You can imagine how well that went.

Tina Brown then took the weekly from the frying pan into the fire. As editor, Ms. Brown somehow managed to miss the Obama craze by about three years. Long after Americans has soured on their hapless president, Brown turned the weekly into a punchline with a series of over-the-top pro-Obama covers that rivaled only Pravda in the era of the old Soviet Union.

Finally, today, it’s been announced that Newsweek will mercifully be put down. The print edition will be no more. At the start of next year, Newsweek will be digital only. The good news is that the digital-only edition will be subscription-based; which means American will still be saving money by not reading it. After all, I’ve been saving money since 1991 and would hate to stop now.

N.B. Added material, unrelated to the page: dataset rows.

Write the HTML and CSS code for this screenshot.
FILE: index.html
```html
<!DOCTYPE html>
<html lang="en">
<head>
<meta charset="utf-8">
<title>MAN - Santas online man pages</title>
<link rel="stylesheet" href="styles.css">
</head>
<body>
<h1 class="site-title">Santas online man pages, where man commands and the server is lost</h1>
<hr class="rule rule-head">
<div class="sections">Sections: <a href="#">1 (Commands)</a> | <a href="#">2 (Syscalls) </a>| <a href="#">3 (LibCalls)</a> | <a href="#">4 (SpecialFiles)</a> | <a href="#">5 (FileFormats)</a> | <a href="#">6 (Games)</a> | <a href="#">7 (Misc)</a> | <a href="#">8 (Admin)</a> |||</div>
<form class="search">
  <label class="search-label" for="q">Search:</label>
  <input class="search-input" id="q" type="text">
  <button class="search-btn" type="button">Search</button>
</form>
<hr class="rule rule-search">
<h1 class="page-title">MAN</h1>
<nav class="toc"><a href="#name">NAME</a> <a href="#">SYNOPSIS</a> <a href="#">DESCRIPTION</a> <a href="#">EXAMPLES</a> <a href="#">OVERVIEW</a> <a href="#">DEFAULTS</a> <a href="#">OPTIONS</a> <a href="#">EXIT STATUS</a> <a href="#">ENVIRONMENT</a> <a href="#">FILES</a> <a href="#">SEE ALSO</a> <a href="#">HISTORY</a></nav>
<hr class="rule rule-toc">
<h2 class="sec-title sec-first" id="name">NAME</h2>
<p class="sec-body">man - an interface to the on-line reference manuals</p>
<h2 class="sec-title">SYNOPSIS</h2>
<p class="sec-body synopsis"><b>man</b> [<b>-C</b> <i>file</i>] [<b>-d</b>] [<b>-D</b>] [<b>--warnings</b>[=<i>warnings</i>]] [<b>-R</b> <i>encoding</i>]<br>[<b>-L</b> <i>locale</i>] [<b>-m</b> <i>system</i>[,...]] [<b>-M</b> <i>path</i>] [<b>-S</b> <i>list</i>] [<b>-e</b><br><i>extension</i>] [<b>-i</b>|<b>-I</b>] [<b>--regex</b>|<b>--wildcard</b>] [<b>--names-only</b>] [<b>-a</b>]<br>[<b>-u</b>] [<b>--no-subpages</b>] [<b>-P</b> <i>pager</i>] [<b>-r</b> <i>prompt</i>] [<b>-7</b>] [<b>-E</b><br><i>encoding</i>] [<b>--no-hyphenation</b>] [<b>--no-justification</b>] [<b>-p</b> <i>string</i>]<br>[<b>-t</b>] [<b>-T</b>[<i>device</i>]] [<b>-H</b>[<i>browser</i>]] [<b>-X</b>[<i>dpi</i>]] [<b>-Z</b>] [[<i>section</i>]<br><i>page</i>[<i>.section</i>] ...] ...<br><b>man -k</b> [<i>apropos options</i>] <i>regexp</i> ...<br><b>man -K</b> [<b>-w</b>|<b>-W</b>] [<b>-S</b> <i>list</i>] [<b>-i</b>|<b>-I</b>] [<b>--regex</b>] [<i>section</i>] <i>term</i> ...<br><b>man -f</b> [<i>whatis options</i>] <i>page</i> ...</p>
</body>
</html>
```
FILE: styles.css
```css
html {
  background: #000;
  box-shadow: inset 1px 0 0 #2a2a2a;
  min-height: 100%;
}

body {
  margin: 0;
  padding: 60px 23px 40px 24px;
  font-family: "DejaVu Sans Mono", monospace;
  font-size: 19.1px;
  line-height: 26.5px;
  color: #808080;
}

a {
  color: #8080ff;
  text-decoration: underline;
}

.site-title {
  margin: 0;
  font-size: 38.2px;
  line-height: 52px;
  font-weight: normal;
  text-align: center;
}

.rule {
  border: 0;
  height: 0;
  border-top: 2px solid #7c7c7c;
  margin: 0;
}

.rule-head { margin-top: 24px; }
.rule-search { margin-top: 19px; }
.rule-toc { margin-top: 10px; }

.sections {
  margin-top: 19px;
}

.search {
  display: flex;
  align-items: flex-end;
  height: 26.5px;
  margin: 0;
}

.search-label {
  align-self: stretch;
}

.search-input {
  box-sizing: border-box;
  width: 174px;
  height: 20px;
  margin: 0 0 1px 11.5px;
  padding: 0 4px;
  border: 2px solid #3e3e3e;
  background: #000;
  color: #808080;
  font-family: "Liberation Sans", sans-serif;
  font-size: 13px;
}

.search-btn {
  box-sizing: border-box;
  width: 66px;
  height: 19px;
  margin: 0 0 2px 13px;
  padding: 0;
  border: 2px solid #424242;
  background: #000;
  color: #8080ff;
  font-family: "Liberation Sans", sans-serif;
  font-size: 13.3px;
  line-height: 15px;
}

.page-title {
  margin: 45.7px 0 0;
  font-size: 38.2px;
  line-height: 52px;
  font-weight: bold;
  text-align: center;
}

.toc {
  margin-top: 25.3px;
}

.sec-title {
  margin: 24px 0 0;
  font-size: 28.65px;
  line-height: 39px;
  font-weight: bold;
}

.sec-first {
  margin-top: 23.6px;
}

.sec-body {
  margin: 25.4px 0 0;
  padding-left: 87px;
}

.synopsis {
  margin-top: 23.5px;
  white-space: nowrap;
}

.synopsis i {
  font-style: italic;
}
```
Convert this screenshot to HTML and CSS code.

In 1990, when I was shifting from the kind of Democrat who voted for Jesse Jackson in ’88 to the kind of Republican who voted to re-elect George H.W. Bush in ’92,  I purchased a Newsweek subscription. The first Gulf War was about to start and I wanted to know everything that was happening. My country was going to war for the first time in over 15 years and The Truth mattered.

Good grief, what a rag.

Though I paid for a year, after the first few issues I threw the other 40-plus away sight unseen. The bias wasn’t just maddening, it was also uninformative. There was no way for me to get the full truth because Newsweek didn’t want to tell the full truth. I don’t remember the specifics of the bias, just my frustration with it.

Listen, I’m not opposed to reading left-wing opinion, but Newsweek posed as objective when it obviously wasn’t, and even in those days before my right turn was complete, I resented being lied to.

Rest In Hell, Newsweek. But I’ll pray that you’re not alone for long — that Time, Politico, The New York Times, CNN, and the rest soon follow.

If some of you think I’m being cold-hearted, please consider this: For decades, while cowering behind a phony shield of objectivity, Newsweek has sought to defeat, disgrace, defame and spread lies about everything I hold dear — my country, my faith, my values, and who I am. The news media is America’s arch-villain and when one of its henchman falls that’s a beautiful thing.

So, yeah, I’m dancing on this grave and when that gets old, I’ll go right back to doing my patriotic duty of digging other graves.